Using the listing below, report all lines holding the word "index".

>> START Given data

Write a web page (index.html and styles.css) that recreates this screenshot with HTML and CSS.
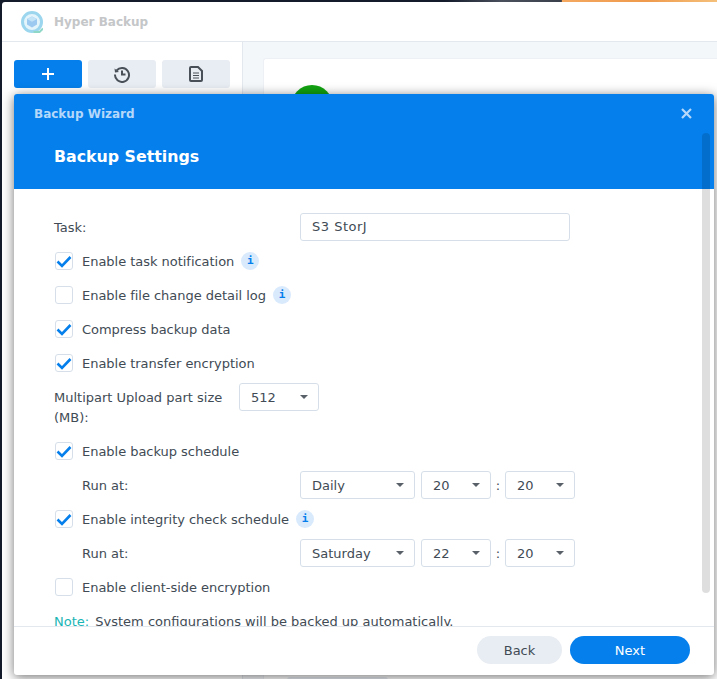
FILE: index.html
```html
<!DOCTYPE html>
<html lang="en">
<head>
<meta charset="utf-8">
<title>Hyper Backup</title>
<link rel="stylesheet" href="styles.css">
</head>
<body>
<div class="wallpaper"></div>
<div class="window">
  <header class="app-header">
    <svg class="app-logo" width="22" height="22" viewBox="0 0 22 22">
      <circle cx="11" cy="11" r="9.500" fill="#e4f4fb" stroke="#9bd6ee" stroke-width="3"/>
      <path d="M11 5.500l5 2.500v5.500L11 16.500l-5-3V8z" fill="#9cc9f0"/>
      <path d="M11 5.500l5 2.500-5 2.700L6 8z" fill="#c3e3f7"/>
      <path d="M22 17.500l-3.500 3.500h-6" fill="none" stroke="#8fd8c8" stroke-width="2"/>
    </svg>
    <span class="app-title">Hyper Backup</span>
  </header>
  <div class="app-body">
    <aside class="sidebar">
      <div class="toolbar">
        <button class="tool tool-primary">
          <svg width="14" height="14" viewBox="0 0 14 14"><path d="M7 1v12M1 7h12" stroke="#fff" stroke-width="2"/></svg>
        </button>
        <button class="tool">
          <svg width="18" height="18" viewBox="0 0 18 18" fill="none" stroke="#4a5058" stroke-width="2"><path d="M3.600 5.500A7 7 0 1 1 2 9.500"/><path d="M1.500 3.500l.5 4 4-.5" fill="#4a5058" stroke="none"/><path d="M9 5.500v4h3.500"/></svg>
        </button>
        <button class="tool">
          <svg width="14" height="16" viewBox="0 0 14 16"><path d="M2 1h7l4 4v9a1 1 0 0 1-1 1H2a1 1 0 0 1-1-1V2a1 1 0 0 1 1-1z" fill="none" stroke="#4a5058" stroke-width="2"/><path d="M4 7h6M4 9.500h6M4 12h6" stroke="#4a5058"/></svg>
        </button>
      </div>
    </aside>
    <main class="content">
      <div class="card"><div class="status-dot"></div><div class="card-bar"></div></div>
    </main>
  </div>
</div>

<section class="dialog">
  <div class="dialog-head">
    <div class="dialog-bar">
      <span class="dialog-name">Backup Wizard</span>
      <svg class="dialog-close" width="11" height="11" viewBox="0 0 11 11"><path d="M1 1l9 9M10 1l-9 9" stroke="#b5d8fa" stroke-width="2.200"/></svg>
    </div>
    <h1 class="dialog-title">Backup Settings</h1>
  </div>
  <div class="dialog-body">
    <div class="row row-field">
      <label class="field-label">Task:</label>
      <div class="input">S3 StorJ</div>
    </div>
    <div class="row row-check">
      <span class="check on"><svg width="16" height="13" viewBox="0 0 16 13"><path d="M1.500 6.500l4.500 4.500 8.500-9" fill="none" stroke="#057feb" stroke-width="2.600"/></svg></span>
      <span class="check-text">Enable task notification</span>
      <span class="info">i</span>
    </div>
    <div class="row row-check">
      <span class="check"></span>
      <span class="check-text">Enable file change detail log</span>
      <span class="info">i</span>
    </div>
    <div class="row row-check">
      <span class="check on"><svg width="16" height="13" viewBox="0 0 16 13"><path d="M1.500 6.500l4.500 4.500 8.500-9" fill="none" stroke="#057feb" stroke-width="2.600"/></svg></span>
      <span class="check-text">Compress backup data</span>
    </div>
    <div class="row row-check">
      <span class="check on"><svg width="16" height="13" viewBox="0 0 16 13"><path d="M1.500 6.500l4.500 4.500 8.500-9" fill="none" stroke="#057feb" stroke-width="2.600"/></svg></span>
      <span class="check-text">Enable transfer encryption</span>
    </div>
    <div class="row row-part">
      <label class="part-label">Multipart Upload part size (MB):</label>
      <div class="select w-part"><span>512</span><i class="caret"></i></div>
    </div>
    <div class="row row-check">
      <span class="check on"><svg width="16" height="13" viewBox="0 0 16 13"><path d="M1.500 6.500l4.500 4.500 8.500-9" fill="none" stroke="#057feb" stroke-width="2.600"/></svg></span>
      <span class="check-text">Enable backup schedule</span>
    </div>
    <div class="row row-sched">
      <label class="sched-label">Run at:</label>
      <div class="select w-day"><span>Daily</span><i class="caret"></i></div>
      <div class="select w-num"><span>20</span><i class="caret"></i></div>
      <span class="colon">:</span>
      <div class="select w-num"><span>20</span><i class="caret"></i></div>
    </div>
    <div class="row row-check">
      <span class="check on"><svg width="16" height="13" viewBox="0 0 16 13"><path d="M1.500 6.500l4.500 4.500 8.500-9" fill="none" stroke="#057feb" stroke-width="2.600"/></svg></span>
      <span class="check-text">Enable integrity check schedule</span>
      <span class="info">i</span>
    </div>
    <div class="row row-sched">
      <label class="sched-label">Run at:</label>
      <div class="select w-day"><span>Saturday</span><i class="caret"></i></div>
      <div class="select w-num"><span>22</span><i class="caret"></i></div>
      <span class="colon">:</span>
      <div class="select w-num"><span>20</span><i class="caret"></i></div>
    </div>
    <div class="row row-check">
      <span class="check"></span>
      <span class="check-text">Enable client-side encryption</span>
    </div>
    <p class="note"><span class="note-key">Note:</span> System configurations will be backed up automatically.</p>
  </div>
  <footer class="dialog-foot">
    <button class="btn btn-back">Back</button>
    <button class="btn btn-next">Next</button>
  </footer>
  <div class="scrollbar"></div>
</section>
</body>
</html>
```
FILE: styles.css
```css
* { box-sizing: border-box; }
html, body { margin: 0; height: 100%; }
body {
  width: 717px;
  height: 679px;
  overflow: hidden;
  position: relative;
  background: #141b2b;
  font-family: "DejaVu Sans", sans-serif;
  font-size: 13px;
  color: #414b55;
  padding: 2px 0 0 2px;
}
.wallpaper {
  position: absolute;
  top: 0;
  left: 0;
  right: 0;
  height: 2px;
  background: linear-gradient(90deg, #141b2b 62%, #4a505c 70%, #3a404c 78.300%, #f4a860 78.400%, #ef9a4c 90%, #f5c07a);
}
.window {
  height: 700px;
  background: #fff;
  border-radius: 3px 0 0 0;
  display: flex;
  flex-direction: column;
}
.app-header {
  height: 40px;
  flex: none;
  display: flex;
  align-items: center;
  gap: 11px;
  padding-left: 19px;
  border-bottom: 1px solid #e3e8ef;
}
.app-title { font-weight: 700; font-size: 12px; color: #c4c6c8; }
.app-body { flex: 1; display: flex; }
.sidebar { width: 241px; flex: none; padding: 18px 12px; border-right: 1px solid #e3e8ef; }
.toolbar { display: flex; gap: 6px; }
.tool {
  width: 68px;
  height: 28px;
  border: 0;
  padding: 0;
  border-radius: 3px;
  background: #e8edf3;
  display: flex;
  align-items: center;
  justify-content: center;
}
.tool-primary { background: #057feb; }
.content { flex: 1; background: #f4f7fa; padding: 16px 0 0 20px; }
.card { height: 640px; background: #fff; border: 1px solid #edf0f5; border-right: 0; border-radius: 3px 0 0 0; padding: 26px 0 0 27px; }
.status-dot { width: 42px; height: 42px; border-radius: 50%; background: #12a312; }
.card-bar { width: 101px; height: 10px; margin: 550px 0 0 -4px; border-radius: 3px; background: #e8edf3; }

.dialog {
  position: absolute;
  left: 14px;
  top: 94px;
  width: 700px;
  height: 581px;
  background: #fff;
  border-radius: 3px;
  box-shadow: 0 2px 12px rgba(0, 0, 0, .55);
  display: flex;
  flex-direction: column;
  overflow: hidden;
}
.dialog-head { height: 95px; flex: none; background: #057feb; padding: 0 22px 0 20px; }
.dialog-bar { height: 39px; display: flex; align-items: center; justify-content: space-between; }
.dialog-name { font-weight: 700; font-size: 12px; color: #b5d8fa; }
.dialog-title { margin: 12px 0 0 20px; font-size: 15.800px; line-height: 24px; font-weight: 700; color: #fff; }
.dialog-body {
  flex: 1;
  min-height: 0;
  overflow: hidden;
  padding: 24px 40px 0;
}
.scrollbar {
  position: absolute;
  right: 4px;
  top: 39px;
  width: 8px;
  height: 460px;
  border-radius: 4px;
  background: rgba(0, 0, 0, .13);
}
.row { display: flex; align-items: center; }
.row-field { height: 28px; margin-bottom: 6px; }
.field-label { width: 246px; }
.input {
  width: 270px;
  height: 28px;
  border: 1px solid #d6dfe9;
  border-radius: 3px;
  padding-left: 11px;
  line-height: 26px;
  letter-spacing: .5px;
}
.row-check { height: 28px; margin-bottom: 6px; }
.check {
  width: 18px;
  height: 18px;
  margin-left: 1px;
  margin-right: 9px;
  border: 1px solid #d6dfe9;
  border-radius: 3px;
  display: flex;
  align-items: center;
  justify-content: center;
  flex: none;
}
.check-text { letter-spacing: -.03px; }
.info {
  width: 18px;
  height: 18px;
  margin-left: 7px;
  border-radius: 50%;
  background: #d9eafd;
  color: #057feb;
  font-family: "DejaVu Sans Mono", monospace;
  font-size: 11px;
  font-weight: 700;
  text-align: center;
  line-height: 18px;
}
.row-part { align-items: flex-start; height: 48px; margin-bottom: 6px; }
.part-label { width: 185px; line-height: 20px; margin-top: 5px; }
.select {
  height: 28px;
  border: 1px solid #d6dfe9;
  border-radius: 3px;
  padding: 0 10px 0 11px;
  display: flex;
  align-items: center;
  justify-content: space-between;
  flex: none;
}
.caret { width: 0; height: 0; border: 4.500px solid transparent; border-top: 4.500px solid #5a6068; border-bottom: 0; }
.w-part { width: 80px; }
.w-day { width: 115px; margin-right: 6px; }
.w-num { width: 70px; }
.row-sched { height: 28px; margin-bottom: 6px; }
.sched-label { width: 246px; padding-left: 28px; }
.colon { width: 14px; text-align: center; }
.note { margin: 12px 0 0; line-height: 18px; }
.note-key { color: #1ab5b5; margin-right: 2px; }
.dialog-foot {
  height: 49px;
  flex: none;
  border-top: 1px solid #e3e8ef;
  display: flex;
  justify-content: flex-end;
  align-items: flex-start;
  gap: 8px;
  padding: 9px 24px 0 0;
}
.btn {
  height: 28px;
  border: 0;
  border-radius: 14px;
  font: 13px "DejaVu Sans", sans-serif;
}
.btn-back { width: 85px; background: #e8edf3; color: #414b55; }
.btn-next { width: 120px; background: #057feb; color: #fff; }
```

>> END Given data

Written solution>
Write a web page (index.html and styles.css) that recreates this screenshot with HTML and CSS.
FILE: index.html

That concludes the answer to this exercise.